**GOAL**: Images are not part of the copy; transcribe all the data exactly.

— Start —

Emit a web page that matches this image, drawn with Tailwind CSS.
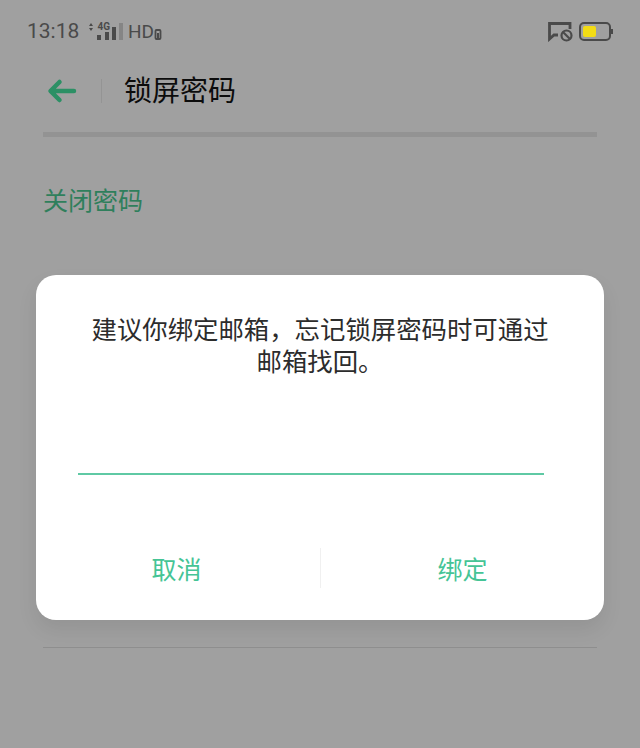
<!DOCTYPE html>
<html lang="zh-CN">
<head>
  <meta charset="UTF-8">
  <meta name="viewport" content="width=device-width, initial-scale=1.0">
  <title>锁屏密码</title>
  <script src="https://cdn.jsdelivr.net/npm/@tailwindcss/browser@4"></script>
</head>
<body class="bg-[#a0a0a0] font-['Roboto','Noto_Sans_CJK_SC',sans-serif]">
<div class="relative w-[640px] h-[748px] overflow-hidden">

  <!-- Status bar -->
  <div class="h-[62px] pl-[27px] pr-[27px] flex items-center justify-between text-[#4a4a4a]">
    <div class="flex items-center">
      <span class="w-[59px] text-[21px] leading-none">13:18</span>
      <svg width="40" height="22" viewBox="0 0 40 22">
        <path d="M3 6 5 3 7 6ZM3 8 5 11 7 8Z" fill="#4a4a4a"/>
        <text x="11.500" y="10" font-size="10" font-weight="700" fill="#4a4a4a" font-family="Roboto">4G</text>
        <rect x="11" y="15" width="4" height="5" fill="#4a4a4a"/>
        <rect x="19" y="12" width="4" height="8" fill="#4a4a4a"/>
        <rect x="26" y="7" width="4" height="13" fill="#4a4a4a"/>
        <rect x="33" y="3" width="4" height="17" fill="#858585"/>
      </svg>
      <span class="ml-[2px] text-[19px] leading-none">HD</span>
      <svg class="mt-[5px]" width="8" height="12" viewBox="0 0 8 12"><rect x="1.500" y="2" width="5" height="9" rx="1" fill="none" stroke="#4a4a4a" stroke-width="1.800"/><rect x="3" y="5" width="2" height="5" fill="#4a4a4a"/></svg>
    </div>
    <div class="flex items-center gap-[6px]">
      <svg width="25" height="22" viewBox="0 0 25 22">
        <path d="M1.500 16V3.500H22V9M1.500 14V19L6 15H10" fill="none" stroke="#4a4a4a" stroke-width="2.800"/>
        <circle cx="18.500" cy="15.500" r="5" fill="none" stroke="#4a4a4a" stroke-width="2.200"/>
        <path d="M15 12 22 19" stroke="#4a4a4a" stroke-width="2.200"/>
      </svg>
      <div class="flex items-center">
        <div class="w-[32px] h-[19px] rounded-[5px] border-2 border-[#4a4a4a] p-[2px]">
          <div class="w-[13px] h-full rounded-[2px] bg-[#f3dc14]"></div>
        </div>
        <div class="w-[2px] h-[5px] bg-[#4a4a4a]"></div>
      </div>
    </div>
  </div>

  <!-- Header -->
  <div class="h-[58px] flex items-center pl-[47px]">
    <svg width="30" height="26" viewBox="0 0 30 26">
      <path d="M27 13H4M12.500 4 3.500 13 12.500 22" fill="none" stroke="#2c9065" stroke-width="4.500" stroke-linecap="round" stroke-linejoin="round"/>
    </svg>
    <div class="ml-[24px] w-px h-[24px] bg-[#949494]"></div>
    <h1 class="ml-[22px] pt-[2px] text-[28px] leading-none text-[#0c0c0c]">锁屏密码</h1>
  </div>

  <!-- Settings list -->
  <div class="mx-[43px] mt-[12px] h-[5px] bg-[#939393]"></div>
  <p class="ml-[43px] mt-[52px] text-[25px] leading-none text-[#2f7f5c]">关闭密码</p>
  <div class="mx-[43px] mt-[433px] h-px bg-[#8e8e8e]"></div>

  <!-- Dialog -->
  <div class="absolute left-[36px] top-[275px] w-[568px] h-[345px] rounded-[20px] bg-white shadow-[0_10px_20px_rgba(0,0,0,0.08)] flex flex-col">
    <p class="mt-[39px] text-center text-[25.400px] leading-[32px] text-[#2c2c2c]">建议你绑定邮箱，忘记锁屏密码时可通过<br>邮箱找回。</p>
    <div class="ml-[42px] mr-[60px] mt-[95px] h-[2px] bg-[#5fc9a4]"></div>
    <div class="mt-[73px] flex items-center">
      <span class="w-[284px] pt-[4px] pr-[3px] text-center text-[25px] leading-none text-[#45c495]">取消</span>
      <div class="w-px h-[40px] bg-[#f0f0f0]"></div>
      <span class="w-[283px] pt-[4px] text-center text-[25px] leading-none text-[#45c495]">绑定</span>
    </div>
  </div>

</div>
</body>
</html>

— End —

**OUTPUT OF THE EXERCISE**:
Emit a web page that matches this image, drawn with Tailwind CSS.
<!DOCTYPE html>
<html lang="zh-CN">
<head>
  <meta charset="UTF-8">
  <meta name="viewport" content="width=device-width, initial-scale=1.0">
  <title>锁屏密码</title>
  <script src="https://cdn.jsdelivr.net/npm/@tailwindcss/browser@4"></script>
</head>
<body class="bg-[#a0a0a0] font-['Roboto','Noto_Sans_CJK_SC',sans-serif]">
<div class="relative w-[640px] h-[748px] overflow-hidden">

  <!-- Status bar -->
  <div class="h-[62px] pl-[27px] pr-[27px] flex items-center justify-between text-[#4a4a4a]">
    <div class="flex items-center">
      <span class="w-[59px] text-[21px] leading-none">13:18</span>
      <svg width="40" height="22" viewBox="0 0 40 22">
        <path d="M3 6 5 3 7 6ZM3 8 5 11 7 8Z" fill="#4a4a4a"/>
        <text x="11.500" y="10" font-size="10" font-weight="700" fill="#4a4a4a" font-family="Roboto">4G</text>
        <rect x="11" y="15" width="4" height="5" fill="#4a4a4a"/>
        <rect x="19" y="12" width="4" height="8" fill="#4a4a4a"/>
        <rect x="26" y="7" width="4" height="13" fill="#4a4a4a"/>
        <rect x="33" y="3" width="4" height="17" fill="#858585"/>
      </svg>
      <span class="ml-[2px] text-[19px] leading-none">HD</span>
      <svg class="mt-[5px]" width="8" height="12" viewBox="0 0 8 12"><rect x="1.500" y="2" width="5" height="9" rx="1" fill="none" stroke="#4a4a4a" stroke-width="1.800"/><rect x="3" y="5" width="2" height="5" fill="#4a4a4a"/></svg>
    </div>
    <div class="flex items-center gap-[6px]">
      <svg width="25" height="22" viewBox="0 0 25 22">
        <path d="M1.500 16V3.500H22V9M1.500 14V19L6 15H10" fill="none" stroke="#4a4a4a" stroke-width="2.800"/>
        <circle cx="18.500" cy="15.500" r="5" fill="none" stroke="#4a4a4a" stroke-width="2.200"/>
        <path d="M15 12 22 19" stroke="#4a4a4a" stroke-width="2.200"/>
      </svg>
      <div class="flex items-center">
        <div class="w-[32px] h-[19px] rounded-[5px] border-2 border-[#4a4a4a] p-[2px]">
          <div class="w-[13px] h-full rounded-[2px] bg-[#f3dc14]"></div>
        </div>
        <div class="w-[2px] h-[5px] bg-[#4a4a4a]"></div>
      </div>
    </div>
  </div>

  <!-- Header -->
  <div class="h-[58px] flex items-center pl-[47px]">
    <svg width="30" height="26" viewBox="0 0 30 26">
      <path d="M27 13H4M12.500 4 3.500 13 12.500 22" fill="none" stroke="#2c9065" stroke-width="4.500" stroke-linecap="round" stroke-linejoin="round"/>
    </svg>
    <div class="ml-[24px] w-px h-[24px] bg-[#949494]"></div>
    <h1 class="ml-[22px] pt-[2px] text-[28px] leading-none text-[#0c0c0c]">锁屏密码</h1>
  </div>

  <!-- Settings list -->
  <div class="mx-[43px] mt-[12px] h-[5px] bg-[#939393]"></div>
  <p class="ml-[43px] mt-[52px] text-[25px] leading-none text-[#2f7f5c]">关闭密码</p>
  <div class="mx-[43px] mt-[433px] h-px bg-[#8e8e8e]"></div>

  <!-- Dialog -->
  <div class="absolute left-[36px] top-[275px] w-[568px] h-[345px] rounded-[20px] bg-white shadow-[0_10px_20px_rgba(0,0,0,0.08)] flex flex-col">
    <p class="mt-[39px] text-center text-[25.400px] leading-[32px] text-[#2c2c2c]">建议你绑定邮箱，忘记锁屏密码时可通过<br>邮箱找回。</p>
    <div class="ml-[42px] mr-[60px] mt-[95px] h-[2px] bg-[#5fc9a4]"></div>
    <div class="mt-[73px] flex items-center">
      <span class="w-[284px] pt-[4px] pr-[3px] text-center text-[25px] leading-none text-[#45c495]">取消</span>
      <div class="w-px h-[40px] bg-[#f0f0f0]"></div>
      <span class="w-[283px] pt-[4px] text-center text-[25px] leading-none text-[#45c495]">绑定</span>
    </div>
  </div>

</div>
</body>
</html>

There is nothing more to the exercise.